» Aim
In the entries below, find the line containing "Output the single-file" and the line containing "const active_tab = ref(0)". Copy those two lines and everything between them exactly, without the pictures.

[Web page code records]
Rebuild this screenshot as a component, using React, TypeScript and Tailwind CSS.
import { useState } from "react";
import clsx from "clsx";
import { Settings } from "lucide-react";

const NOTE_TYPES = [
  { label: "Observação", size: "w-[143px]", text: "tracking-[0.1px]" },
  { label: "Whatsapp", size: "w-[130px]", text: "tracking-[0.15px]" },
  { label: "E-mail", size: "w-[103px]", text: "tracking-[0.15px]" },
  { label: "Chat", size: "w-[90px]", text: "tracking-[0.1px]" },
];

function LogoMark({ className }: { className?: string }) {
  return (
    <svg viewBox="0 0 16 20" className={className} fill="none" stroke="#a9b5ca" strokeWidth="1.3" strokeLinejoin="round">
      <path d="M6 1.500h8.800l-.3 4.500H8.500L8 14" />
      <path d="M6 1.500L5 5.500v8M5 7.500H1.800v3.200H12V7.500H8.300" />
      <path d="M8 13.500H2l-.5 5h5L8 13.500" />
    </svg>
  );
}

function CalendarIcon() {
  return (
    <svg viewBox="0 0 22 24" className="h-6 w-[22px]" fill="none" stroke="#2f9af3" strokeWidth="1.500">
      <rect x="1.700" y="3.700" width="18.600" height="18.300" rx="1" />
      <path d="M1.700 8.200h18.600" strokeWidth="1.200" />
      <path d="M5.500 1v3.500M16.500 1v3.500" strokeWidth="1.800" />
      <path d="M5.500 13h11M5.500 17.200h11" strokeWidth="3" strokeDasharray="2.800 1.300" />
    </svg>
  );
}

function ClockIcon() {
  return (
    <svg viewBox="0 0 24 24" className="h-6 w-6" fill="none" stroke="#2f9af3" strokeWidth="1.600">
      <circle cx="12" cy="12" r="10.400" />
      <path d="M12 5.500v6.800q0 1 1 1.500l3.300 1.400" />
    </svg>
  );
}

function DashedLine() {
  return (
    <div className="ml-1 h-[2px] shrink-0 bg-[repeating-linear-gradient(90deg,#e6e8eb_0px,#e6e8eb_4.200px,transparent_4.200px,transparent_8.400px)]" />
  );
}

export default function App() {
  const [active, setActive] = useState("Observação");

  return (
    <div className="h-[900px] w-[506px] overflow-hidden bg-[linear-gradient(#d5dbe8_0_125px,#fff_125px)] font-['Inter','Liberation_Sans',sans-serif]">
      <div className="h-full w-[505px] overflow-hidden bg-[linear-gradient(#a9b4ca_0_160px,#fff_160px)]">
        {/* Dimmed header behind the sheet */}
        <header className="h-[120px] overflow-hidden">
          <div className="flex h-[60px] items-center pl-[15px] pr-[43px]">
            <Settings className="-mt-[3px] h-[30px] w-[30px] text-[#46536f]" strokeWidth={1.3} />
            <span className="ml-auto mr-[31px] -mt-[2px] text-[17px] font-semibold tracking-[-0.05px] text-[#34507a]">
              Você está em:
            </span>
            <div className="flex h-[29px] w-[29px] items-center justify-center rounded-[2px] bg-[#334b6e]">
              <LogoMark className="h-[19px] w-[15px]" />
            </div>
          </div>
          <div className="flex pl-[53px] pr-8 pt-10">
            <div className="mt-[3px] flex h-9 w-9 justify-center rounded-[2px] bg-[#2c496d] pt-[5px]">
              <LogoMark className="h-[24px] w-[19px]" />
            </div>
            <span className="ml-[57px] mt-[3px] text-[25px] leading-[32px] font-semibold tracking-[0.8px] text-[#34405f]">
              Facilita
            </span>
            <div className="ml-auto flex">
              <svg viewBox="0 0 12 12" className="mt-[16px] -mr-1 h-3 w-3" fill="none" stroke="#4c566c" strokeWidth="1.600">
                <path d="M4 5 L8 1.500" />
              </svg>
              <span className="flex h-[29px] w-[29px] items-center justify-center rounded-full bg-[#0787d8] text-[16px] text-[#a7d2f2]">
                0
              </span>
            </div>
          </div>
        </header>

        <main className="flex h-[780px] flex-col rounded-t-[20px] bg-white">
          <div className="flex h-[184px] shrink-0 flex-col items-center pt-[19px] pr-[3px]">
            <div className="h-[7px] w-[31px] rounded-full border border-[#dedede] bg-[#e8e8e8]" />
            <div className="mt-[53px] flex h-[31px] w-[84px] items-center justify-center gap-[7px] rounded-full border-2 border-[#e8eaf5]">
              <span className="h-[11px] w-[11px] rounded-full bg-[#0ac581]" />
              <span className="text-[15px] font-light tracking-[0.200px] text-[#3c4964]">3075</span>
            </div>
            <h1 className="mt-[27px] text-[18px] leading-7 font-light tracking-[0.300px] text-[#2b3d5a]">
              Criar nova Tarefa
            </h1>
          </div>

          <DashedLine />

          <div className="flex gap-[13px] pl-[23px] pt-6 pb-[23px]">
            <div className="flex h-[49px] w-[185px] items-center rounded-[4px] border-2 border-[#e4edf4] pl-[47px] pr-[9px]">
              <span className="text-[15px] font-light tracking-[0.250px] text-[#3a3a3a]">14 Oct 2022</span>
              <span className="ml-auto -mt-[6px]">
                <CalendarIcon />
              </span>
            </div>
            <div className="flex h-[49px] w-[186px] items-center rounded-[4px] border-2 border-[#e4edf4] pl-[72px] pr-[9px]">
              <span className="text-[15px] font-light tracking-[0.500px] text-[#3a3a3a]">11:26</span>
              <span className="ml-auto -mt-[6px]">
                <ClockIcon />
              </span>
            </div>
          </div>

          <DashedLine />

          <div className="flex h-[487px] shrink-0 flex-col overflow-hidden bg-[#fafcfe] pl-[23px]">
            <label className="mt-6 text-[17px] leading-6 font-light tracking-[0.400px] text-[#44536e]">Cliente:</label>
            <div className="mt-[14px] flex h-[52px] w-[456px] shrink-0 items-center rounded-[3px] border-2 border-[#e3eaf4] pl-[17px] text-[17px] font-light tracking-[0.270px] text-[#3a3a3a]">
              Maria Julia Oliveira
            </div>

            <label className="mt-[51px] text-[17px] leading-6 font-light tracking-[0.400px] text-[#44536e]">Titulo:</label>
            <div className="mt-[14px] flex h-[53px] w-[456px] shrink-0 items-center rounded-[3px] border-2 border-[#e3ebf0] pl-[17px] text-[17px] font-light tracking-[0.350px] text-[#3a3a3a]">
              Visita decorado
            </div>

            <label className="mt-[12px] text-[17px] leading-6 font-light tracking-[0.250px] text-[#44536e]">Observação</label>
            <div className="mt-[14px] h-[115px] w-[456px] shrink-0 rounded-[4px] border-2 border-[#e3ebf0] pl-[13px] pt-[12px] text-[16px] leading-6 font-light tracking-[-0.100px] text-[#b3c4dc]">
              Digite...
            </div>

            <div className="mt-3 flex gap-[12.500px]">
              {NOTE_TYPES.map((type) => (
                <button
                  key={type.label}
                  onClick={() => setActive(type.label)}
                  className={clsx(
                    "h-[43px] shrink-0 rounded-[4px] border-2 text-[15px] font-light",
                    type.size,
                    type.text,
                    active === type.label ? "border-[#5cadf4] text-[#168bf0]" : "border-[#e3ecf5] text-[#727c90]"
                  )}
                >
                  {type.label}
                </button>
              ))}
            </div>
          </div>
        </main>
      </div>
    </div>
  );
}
...
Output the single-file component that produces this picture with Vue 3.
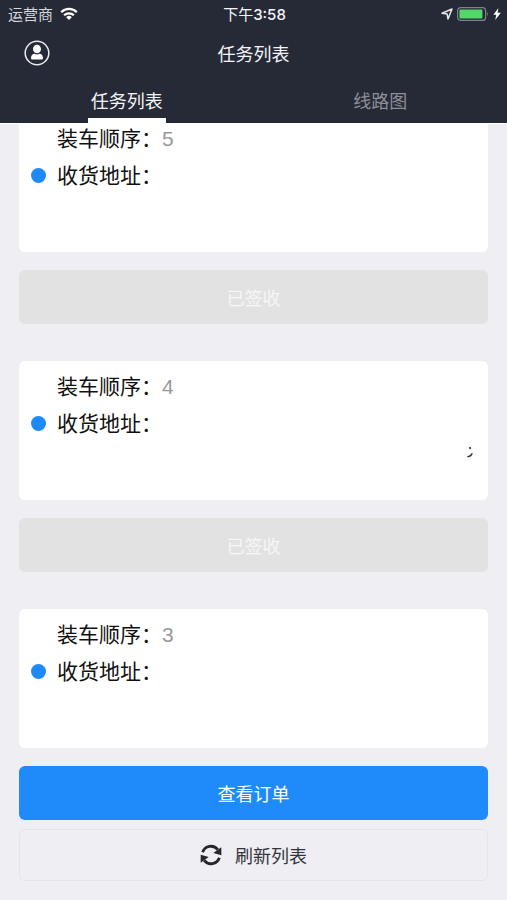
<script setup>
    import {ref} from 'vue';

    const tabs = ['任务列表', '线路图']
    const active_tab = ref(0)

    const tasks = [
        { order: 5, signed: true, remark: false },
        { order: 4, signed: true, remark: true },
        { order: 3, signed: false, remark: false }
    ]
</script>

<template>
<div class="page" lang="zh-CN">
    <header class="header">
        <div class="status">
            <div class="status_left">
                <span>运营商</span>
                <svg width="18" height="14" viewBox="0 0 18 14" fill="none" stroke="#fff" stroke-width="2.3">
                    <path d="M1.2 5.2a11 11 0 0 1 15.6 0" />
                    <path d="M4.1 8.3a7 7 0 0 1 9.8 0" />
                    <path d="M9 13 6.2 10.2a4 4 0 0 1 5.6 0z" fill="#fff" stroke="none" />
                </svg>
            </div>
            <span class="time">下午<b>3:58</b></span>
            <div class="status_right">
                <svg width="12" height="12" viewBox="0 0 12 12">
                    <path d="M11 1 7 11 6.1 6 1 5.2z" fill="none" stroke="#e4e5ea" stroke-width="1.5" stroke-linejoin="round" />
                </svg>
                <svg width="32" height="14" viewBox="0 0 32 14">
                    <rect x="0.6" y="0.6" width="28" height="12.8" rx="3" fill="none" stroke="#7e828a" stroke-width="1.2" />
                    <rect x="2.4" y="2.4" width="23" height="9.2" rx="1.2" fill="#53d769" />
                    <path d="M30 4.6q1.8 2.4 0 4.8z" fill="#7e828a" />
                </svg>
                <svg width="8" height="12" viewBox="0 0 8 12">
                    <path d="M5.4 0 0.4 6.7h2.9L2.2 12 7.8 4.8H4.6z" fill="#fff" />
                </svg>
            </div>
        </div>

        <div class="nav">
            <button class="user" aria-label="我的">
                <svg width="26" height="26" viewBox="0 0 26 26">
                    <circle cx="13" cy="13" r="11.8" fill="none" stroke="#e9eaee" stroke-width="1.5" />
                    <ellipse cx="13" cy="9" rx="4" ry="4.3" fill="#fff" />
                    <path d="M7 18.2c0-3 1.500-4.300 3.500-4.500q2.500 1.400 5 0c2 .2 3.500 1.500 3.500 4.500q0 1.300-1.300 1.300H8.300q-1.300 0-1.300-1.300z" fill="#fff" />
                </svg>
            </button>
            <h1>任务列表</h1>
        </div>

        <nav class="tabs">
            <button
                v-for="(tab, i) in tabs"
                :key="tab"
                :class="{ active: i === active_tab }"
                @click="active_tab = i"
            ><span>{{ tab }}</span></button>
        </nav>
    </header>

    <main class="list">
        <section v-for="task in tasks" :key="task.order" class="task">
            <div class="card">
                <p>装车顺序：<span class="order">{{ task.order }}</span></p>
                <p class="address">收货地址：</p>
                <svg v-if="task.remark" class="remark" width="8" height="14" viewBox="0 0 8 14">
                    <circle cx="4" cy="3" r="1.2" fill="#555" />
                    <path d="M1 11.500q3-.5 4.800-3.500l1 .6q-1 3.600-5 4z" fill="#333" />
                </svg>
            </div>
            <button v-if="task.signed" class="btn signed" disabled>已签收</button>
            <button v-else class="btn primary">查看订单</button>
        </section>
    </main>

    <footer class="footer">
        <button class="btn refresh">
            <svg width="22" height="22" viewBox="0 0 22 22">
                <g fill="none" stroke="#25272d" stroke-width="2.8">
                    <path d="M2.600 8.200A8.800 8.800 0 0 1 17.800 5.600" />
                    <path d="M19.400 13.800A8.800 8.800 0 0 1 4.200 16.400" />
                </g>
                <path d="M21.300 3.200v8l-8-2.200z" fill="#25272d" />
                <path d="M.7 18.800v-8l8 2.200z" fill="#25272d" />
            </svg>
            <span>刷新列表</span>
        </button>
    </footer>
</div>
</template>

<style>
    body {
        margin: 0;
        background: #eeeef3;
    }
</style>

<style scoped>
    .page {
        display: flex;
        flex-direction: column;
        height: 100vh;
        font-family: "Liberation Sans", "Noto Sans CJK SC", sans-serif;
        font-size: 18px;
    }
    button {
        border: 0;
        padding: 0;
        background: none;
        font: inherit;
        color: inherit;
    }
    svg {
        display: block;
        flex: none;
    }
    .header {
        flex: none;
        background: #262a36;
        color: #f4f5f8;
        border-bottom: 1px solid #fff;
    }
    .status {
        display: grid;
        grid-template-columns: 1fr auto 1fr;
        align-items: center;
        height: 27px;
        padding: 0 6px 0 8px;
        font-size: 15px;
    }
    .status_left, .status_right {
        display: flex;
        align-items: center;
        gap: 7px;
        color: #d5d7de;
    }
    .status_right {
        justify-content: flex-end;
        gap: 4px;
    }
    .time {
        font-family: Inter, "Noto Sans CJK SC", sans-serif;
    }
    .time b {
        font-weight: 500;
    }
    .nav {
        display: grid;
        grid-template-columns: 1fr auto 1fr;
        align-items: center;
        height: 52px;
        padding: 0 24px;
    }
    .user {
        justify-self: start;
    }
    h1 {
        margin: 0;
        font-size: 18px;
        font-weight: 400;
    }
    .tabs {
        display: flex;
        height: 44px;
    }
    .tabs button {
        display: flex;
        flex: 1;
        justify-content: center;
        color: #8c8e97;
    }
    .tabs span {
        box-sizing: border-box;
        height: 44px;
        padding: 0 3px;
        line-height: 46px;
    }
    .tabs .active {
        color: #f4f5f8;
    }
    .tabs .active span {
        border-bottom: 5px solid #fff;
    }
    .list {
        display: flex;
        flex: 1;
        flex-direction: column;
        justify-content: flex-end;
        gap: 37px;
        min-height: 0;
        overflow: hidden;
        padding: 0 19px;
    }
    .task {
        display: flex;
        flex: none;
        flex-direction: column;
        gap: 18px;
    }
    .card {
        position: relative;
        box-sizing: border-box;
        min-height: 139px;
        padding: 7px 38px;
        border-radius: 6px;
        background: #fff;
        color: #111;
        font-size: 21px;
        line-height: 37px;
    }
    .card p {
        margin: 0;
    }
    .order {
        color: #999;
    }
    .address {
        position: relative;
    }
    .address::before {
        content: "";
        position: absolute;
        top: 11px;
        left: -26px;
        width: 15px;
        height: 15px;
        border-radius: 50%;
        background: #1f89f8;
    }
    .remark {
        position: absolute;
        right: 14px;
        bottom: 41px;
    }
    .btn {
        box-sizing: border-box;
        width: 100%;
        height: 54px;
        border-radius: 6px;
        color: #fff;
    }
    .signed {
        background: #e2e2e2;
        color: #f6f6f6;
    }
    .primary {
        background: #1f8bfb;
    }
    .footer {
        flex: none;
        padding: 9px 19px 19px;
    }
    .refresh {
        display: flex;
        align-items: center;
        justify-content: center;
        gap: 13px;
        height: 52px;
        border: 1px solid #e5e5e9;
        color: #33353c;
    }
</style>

» Answer in full
Output the single-file component that produces this picture with Vue 3.
<script setup>
    import {ref} from 'vue';

    const tabs = ['任务列表', '线路图']
    const active_tab = ref(0)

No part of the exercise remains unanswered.